Further illustration of the operating limitations of incumbent polymeric silsesquioxanes is found in the antireflective coatings mentioned in U.S. Pat. No. 7,756,384 B2 to Peng-Fei Fu, et al. (“FU #1”; that Peng-Fei Fu is also a present inventor). FU #1 generally mentions curing silsesquioxane resins (prepolymers) at a temperature of from 80° to 450° C. for 0.1 to 60 minutes to give polymeric silsesquioxanes. In actual practice, certain of FU #1's examples mention baking the silsesquioxane resins (prepolymers) at a maximum temperature of 350° C., but the resulting polymeric silsesquioxanes could not be stripped with a commercial wet stripping solution ACT(R) NE-89 or CC1. Baking the silsesquioxane resins above 350° C. would only worsen the problem.
Further illustration of the operating limitations of incumbent polymeric silsesquioxanes is found in the antireflective coatings mentioned in U.S. Pat. No. 8,653,217 B2 to Peng-Fei Fu, et al. (FU #2; again, that Peng-Fei Fu is also a present inventor). FU #2 generally mentions curing silsesquioxane resins (prepolymers) at a temperature from 80° to 450° C. for 0.1 to 60 minutes to give polymeric silsesquioxanes.

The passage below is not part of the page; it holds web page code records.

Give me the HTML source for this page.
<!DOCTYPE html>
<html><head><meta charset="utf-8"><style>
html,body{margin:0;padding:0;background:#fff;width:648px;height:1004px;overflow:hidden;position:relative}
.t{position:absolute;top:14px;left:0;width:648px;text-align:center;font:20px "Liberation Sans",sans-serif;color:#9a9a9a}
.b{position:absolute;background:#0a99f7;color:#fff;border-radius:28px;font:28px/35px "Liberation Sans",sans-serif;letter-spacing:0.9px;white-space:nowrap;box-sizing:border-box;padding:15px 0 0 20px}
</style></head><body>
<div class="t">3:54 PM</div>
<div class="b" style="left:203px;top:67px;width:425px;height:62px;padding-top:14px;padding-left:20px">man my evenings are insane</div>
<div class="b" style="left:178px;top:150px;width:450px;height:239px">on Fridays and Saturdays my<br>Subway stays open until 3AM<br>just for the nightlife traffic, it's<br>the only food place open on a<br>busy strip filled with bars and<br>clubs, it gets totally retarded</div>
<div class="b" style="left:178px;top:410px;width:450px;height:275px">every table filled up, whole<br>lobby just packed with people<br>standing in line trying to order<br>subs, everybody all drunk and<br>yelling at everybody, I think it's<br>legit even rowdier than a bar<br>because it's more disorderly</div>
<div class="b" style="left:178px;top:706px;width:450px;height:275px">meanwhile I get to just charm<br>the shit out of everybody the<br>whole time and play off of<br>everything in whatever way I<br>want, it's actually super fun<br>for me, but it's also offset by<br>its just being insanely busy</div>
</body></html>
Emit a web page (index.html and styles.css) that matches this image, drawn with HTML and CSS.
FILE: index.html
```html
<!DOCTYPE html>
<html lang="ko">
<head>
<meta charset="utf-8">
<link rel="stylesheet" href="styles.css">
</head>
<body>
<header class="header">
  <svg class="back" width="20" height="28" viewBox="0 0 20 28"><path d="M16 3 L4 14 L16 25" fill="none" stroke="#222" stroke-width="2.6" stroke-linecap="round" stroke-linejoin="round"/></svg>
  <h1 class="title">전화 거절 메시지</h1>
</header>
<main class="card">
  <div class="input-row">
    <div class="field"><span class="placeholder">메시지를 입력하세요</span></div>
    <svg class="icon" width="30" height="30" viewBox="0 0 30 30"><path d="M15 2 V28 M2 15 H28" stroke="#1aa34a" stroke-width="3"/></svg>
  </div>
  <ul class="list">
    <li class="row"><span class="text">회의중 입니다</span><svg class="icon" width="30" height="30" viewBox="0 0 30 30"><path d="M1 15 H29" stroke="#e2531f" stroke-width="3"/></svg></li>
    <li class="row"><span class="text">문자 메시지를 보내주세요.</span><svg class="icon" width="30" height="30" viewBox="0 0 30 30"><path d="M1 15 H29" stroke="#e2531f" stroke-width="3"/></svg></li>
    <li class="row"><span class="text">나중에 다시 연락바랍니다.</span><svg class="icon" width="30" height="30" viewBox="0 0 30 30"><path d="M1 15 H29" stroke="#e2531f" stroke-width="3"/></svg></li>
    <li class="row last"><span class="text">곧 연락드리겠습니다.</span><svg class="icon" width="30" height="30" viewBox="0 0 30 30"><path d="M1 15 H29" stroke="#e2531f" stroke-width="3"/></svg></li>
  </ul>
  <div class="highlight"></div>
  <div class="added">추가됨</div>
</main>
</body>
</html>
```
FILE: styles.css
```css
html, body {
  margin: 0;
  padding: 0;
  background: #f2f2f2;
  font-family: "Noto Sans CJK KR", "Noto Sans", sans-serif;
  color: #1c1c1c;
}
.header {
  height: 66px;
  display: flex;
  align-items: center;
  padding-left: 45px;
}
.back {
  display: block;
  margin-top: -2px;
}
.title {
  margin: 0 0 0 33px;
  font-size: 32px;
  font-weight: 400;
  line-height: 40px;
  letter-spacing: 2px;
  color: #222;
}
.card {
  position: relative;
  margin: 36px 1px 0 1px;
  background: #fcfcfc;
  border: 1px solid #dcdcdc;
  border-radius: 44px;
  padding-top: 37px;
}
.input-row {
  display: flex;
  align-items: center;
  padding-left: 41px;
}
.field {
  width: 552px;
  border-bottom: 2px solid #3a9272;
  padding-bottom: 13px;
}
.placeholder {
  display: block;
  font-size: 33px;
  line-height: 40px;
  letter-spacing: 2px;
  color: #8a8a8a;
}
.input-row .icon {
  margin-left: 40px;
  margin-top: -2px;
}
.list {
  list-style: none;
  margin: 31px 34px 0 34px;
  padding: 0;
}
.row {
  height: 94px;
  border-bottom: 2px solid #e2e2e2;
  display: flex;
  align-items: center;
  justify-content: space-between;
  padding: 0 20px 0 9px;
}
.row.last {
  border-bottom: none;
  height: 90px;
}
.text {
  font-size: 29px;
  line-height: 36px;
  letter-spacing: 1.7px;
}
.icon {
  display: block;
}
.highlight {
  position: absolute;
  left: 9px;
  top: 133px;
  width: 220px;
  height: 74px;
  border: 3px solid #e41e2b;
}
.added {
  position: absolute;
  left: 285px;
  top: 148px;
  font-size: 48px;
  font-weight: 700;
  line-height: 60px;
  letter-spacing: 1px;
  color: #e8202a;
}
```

In actual practice, certain of FU #2's examples mention baking the silsesquioxane resins (prepolymers) at a maximum temperature of 250° C. The resulting polymeric silsesquioxanes could be completely stripped with ACT(R) NE-89 or CC1. Based on FU #1, however, baking the silsesquioxane resins of FU #2 above 350° C. would be expected to give polymeric silsesquioxanes that could not be stripped with ACT(R) NE-89 (Etch Residue Remover, Air Products and Chemicals, Inc.) or CC1 (Contact Clean 1, ATMI).